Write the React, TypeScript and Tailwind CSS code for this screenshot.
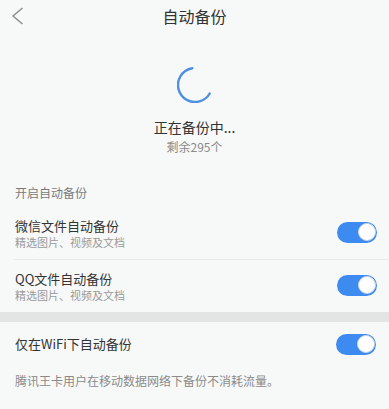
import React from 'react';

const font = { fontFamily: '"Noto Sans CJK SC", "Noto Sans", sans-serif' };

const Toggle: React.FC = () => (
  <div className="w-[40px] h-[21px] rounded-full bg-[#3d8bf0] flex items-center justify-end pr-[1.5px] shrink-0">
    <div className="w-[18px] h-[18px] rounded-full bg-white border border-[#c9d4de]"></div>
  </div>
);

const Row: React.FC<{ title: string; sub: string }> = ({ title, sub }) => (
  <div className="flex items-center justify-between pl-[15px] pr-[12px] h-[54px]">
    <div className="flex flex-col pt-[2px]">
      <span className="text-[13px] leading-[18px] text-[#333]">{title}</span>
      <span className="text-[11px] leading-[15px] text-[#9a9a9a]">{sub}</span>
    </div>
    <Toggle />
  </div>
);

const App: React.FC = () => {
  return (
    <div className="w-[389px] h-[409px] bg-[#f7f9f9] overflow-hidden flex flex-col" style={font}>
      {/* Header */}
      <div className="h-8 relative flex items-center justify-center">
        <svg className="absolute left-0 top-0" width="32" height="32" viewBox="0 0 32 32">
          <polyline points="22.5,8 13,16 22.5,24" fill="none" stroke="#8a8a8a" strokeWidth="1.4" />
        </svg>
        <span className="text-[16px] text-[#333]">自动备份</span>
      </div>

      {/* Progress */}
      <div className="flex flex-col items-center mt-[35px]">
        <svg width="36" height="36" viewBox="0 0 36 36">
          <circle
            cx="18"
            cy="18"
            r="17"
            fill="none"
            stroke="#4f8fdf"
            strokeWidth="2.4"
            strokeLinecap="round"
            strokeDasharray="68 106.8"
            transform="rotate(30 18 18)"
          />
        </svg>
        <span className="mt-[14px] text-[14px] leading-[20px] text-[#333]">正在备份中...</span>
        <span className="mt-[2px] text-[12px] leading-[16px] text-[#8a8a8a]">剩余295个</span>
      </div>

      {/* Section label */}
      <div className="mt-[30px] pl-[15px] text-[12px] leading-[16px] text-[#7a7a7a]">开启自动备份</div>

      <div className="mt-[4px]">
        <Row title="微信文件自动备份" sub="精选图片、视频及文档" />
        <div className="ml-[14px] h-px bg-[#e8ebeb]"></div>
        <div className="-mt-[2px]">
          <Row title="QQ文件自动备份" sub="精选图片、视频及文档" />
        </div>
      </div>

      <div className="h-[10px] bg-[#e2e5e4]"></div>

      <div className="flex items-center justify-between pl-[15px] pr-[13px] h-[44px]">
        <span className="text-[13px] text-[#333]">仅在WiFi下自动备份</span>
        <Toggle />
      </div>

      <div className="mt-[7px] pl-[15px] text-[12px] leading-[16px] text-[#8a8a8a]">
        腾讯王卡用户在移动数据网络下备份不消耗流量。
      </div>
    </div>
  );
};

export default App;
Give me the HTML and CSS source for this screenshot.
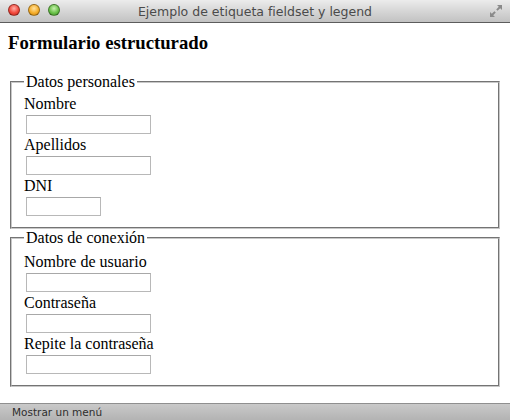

^^^^^^^^

#### EXERCISE BRIEF:
Pull out every line containing "React".

#### ANSWER FOR THIS EXERCISE:
Write the React, TypeScript and Tailwind CSS code for this screenshot.
import React from 'react';
const Toggle: React.FC = () => (
const Row: React.FC<{ title: string; sub: string }> = ({ title, sub }) => (
const App: React.FC = () => {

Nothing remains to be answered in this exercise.